Florida’s forecheck was prominent in the third as both teams pushed to get the go-ahead goal. Too often in the game’s final 40 minutes, the Caps weren’t able to sustain any lengthy shifts in Florida ice, which served to put more pressure on Kuemper and the Washington defense. The Caps weathered that pressure well against Florida’s top guns, but it was the Panthers’ fourth line that eventually broke the stalemate when Lomberg found the back of the net with 5:32 left.

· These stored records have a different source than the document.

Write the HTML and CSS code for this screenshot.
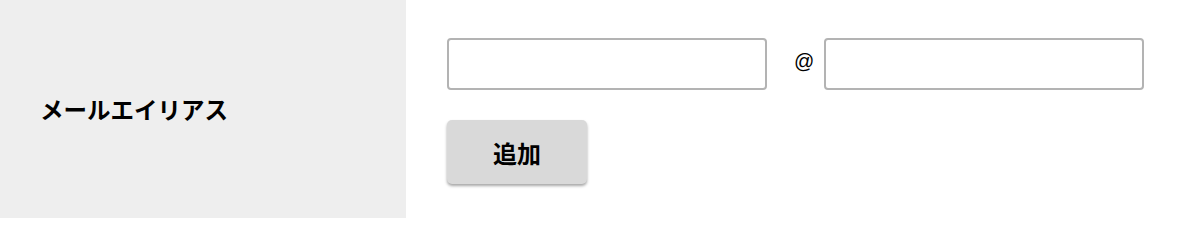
FILE: index.html
```html
<!DOCTYPE html>
<html lang="ja">
<head>
<meta charset="utf-8">
<title>メールエイリアス</title>
<link rel="stylesheet" href="styles.css">
</head>
<body>
<div class="row">
  <div class="label-cell">
    <span class="label">メールエイリアス</span>
  </div>
  <div class="field-cell">
    <div class="inputs">
      <input class="text-input" type="text" aria-label="エイリアス名">
      <span class="at">@</span>
      <input class="text-input" type="text" aria-label="ドメイン">
    </div>
    <button class="add-btn" type="button">追加</button>
  </div>
</div>
</body>
</html>
```

FILE: styles.css
```css
html, body {
  margin: 0;
  padding: 0;
  background: #ffffff;
}

body {
  font-family: "Noto Sans CJK JP", "Noto Sans", sans-serif;
  color: #000;
}

.row {
  display: flex;
  height: 218px;
}

.label-cell {
  width: 366px;
  background: #eeeeee;
  padding-left: 40px;
  display: flex;
  align-items: center;
}

.label {
  font-size: 23.5px;
  font-weight: 700;
  line-height: 1;
  margin-top: 2px;
}

.field-cell {
  padding: 38px 0 0 41px;
  display: flex;
  flex-direction: column;
  align-items: flex-start;
}

.inputs {
  display: flex;
  align-items: center;
}

.text-input {
  box-sizing: border-box;
  width: 320px;
  height: 52px;
  border: 2px solid #b3b3b3;
  border-radius: 4px;
  background: #fff;
  margin: 0;
  padding: 0 10px;
  font: inherit;
  outline: none;
}

.at {
  font-family: "Liberation Sans", Arial, sans-serif;
  font-size: 20px;
  line-height: 1;
  margin: 0 10px 7px 27px;
}

.add-btn {
  margin-top: 30px;
  width: 140px;
  height: 64px;
  border: none;
  border-radius: 5px;
  background: #d9d9d9;
  box-shadow: 0 2px 3px rgba(0, 0, 0, 0.35);
  font-family: "Noto Sans CJK JP", sans-serif;
  font-size: 24px;
  font-weight: 700;
  color: #000;
  padding: 0;
}
```
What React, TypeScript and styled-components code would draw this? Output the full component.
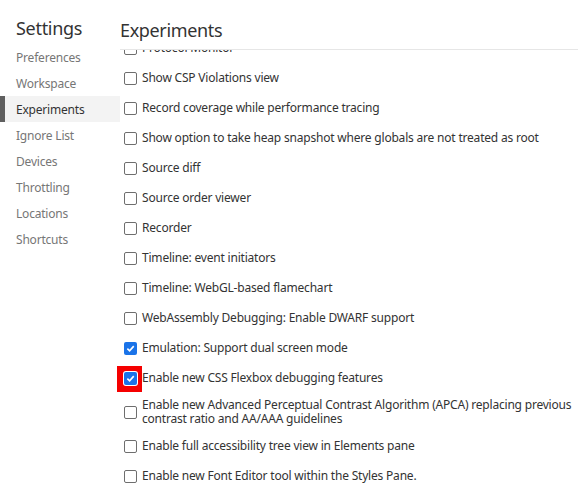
import React, { useLayoutEffect, useRef } from "react";
import styled, { createGlobalStyle } from "styled-components";

const Global = createGlobalStyle`
  html, body { margin: 0; padding: 0; background: #fff; }
  body { font-family: "Noto Sans", "DejaVu Sans", sans-serif; color: #333; letter-spacing: -0.2px; }
  * { box-sizing: border-box; }
`;

const Page = styled.div`
  display: flex;
  width: 578px;
  height: 491px;
  overflow: hidden;
  background: #fff;
`;

const Sidebar = styled.nav`
  width: 120px;
  flex: none;
  display: flex;
  flex-direction: column;
  position: relative;
  z-index: 0;
`;

const SidebarTitle = styled.h1`
  margin: 0;
  height: 44px;
  padding: 12px 0 0 16px;
  display: flex;
  align-items: center;
  font-size: 18px;
  font-weight: 400;
  letter-spacing: -0.3px;
  color: #333;
`;

const NavItem = styled.div<{ $active?: boolean }>`
  height: 26px;
  display: flex;
  align-items: center;
  padding-left: 16px;
  font-size: 12px;
  color: ${(p) => (p.$active ? "#333" : "#767676")};
  background: ${(p) => (p.$active ? "#f3f3f3" : "transparent")};
  box-shadow: ${(p) => (p.$active ? "inset 5px 0 0 #5f5f5f" : "none")};
`;

const Main = styled.main`
  flex: 1;
  display: flex;
  flex-direction: column;
  min-width: 0;
  position: relative;
  z-index: 1;
`;

const Header = styled.header`
  height: 50px;
  flex: none;
  border-bottom: 1px solid #e6e6e6;
  display: flex;
  align-items: center;
  padding-top: 10px;
`;

const HeaderTitle = styled.h2`
  margin: 0;
  font-size: 18px;
  font-weight: 400;
  letter-spacing: -0.35px;
  color: #333;
`;

const Scroller = styled.div`
  flex: 1;
  overflow: hidden;
  margin-left: -8px;
  padding-left: 8px;
`;

const Row = styled.label`
  display: flex;
  align-items: center;
  padding: 5px 0;
  font-size: 12px;
  color: #333;
`;

const BoxCell = styled.span`
  flex: none;
  width: 22px;
  height: 20px;
  display: flex;
  align-items: center;
  padding-left: 4px;
`;

const Box = styled.span<{ $checked?: boolean; $highlight?: boolean }>`
  position: relative;
  width: 13px;
  height: 13px;
  border-radius: 2px;
  border: ${(p) => (p.$checked ? "none" : "1px solid #6e6e6e")};
  background: ${(p) => (p.$checked ? "#1a73e8" : "#fff")};
  box-shadow: ${(p) => (p.$highlight ? "0 0 0 1px #fff" : "none")};
  display: flex;
  align-items: center;
  justify-content: center;
`;

const Highlight = styled.span`
  position: absolute;
  left: -7px;
  top: -6px;
  width: 25px;
  height: 26px;
  background: #f50000;
  z-index: -1;
`;

const BoxWrap = styled.span`
  position: relative;
  display: flex;
  z-index: 0;
`;

const Text = styled.span`
  line-height: 14px;
  white-space: nowrap;
`;

type Exp = { label: React.ReactNode; checked?: boolean; highlight?: boolean };

const experiments: Exp[] = [
  { label: "Protocol Monitor" },
  { label: "Show CSP Violations view" },
  { label: "Record coverage while performance tracing" },
  { label: "Show option to take heap snapshot where globals are not treated as root" },
  { label: "Source diff" },
  { label: "Source order viewer" },
  { label: "Recorder" },
  { label: "Timeline: event initiators" },
  { label: "Timeline: WebGL-based flamechart" },
  { label: "WebAssembly Debugging: Enable DWARF support" },
  { label: "Emulation: Support dual screen mode", checked: true },
  { label: "Enable new CSS Flexbox debugging features", checked: true, highlight: true },
  {
    label: (
      <>
        Enable new Advanced Perceptual Contrast Algorithm (APCA) replacing previous
        <br />
        contrast ratio and AA/AAA guidelines
      </>
    ),
  },
  { label: "Enable full accessibility tree view in Elements pane" },
  { label: "Enable new Font Editor tool within the Styles Pane." },
];

const Check = () => (
  <svg width="9" height="9" viewBox="0 0 10 10">
    <path d="M1.5 5.2 L4 7.6 L8.6 2.4" fill="none" stroke="#fff" strokeWidth="1.8" />
  </svg>
);

const Checkbox = ({ checked, highlight }: { checked?: boolean; highlight?: boolean }) => (
  <BoxCell>
    <BoxWrap>
      {highlight && <Highlight />}
      <Box $checked={checked} $highlight={highlight}>
        {checked && <Check />}
      </Box>
    </BoxWrap>
  </BoxCell>
);

const navItems = [
  "Preferences",
  "Workspace",
  "Experiments",
  "Ignore List",
  "Devices",
  "Throttling",
  "Locations",
  "Shortcuts",
];

export default function App() {
  const ref = useRef<HTMLDivElement>(null);
  useLayoutEffect(() => {
    if (ref.current) ref.current.scrollTop = 17;
  }, []);
  return (
    <Page>
      <Global />
      <Sidebar>
        <SidebarTitle>Settings</SidebarTitle>
        {navItems.map((n) => (
          <NavItem key={n} $active={n === "Experiments"}>
            {n}
          </NavItem>
        ))}
      </Sidebar>
      <Main>
        <Header>
          <HeaderTitle>Experiments</HeaderTitle>
        </Header>
        <Scroller ref={ref}>
          {experiments.map((e, i) => (
            <Row key={i}>
              <Checkbox checked={e.checked} highlight={e.highlight} />
              <Text>{e.label}</Text>
            </Row>
          ))}
        </Scroller>
      </Main>
    </Page>
  );
}
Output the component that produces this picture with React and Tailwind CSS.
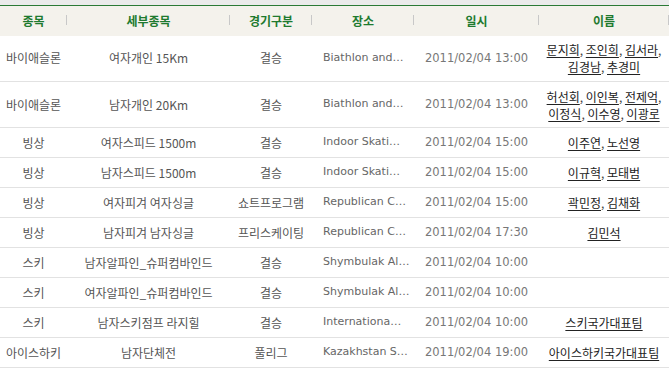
import React from "react";

const rows = [
  { sport: "바이애슬론", event: "여자개인 15Km", stage: "결승", place: "Biathlon and…", date: "2011/02/04 13:00", names: [["문지희", "조인희", "김서라"], ["김경남", "추경미"]], tall: true },
  { sport: "바이애슬론", event: "남자개인 20Km", stage: "결승", place: "Biathlon and…", date: "2011/02/04 13:00", names: [["허선회", "이인복", "전제억"], ["이정식", "이수영", "이광로"]], tall: true },
  { sport: "빙상", event: "여자스피드 1500m", stage: "결승", place: "Indoor Skati…", date: "2011/02/04 15:00", names: [["이주연", "노선영"]] },
  { sport: "빙상", event: "남자스피드 1500m", stage: "결승", place: "Indoor Skati…", date: "2011/02/04 15:00", names: [["이규혁", "모태범"]] },
  { sport: "빙상", event: "여자피겨 여자싱글", stage: "쇼트프로그램", place: "Republican C…", date: "2011/02/04 15:00", names: [["곽민정", "김채화"]] },
  { sport: "빙상", event: "남자피겨 남자싱글", stage: "프리스케이팅", place: "Republican C…", date: "2011/02/04 17:30", names: [["김민석"]] },
  { sport: "스키", event: "남자알파인_슈퍼컴바인드", stage: "결승", place: "Shymbulak Al…", date: "2011/02/04 10:00", names: [] },
  { sport: "스키", event: "여자알파인_슈퍼컴바인드", stage: "결승", place: "Shymbulak Al…", date: "2011/02/04 10:00", names: [] },
  { sport: "스키", event: "남자스키점프 라지힐", stage: "결승", place: "Internationa…", date: "2011/02/04 10:00", names: [["스키국가대표팀"]] },
  { sport: "아이스하키", event: "남자단체전", stage: "풀리그", place: "Kazakhstan S…", date: "2011/02/04 19:00", names: [["아이스하키국가대표팀"]] },
];

const headers = ["종목", "세부종목", "경기구분", "장소", "일시", "이름"];
const widths = ["w-[67px]", "w-[163px]", "w-[82px]", "w-[102px]", "w-[125px]", "w-[130px]"];

function Names({ lines }) {
  return (
    <div className="flex flex-col items-center leading-[17px]">
      {lines.map((line, i) => {
        const last = i === lines.length - 1;
        return (
          <div key={i} className="whitespace-nowrap">
            {line.map((n, j) => (
              <React.Fragment key={j}>
                <a className="underline text-[#222] underline-offset-[2px]">{n}</a>
                {(j < line.length - 1 || !last) && <span>, </span>}
              </React.Fragment>
            ))}
          </div>
        );
      })}
    </div>
  );
}

export default function App() {
  const kr = "font-['Noto_Sans_CJK_KR',sans-serif]";
  const vd = "font-['DejaVu_Sans','Noto_Sans_CJK_KR',sans-serif]";
  return (
    <div className="w-[669px] h-[369px] bg-white overflow-hidden">
      <div className="h-[5px] bg-[#ebebeb]" />
      <table className="table-fixed border-collapse w-[669px]">
        <colgroup>
          {widths.map((w, i) => (
            <col key={i} className={w} />
          ))}
        </colgroup>
        <thead>
          <tr className="h-[30px] bg-[#f4f2ec] border-t border-[#2b7a36]">
            {headers.map((h, i) => (
              <th key={i} className={`relative p-0 text-center text-[12px] font-bold text-[#1e7a2f] ${kr}`}>
                {h}
                <span className="absolute right-0 top-[9px] h-[10px] w-px bg-[#c8c8c8]" />
              </th>
            ))}
          </tr>
        </thead>
        <tbody>
          {rows.map((r, i) => (
            <tr key={i} className={`${r.tall ? "h-[46px]" : "h-[30px]"} border-b border-[#e2e2e2]`}>
              <td className={`p-0 text-center text-[12px] text-[#555] whitespace-nowrap ${kr}`}>{r.sport}</td>
              <td className={`p-0 text-center text-[12px] text-[#555] whitespace-nowrap ${kr}`}>{r.event}</td>
              <td className={`p-0 text-center text-[12px] text-[#555] whitespace-nowrap ${kr}`}>{r.stage}</td>
              <td className={`p-0 pl-[11px] text-left text-[11px] text-[#666] whitespace-nowrap ${vd}`}>{r.place}</td>
              <td className={`p-0 text-center text-[11.5px] text-[#777] whitespace-nowrap ${vd}`}>{r.date}</td>
              <td className={`p-0 text-center text-[12px] text-[#444] ${kr}`}>
                {r.names.length > 0 && <Names lines={r.names} />}
              </td>
            </tr>
          ))}
        </tbody>
      </table>
    </div>
  );
}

“We’ve got to make better plays to get the puck out of the zone,” says Caps’ defenseman john Carlson. “I think that was the difference. We could do stuff when we did get into the [offensive] zone better, but if the puck is on our stick, we’ve got to make better plays.”
Washington had one last chance to get the game tied up again with a late power play opportunity, but the Panthers killed it off.
In the final minute, Panthers’ center Eetu Luostarinen accounted for the 4-2 final with an empty-netter, sealing the Caps’ sixth straight setback, which matches their lengthiest slide in the last decade. Twice last season, the Caps dropped six straight games. They haven’t lost as many as seven in a row since the ill-fated 2013-14 campaign.
Things don’t get any easier for the Caps, who now face the League’s top two teams in back-to-back weekend matinee matches. Washington finishes its current trip on Saturday in Boston before returning home to host Vancouver on Sunday.
“We’ve just got to find a way to dig in and get to another level, and be able to sustain it,” reiterates Carbery. “Like in the first period, can you make it two [goals]? And can you make it three?
“You see those sequences where it’s a real struggle for us just to advance the puck, just to get a puck into the neutral zone and out of our defensive zone. And it’s hard. Guys are trying, and they’re tired, and we just have to find a way to be a little more consistent from a 60-minute, one night [standpoint], and we’ll look for that in Boston.”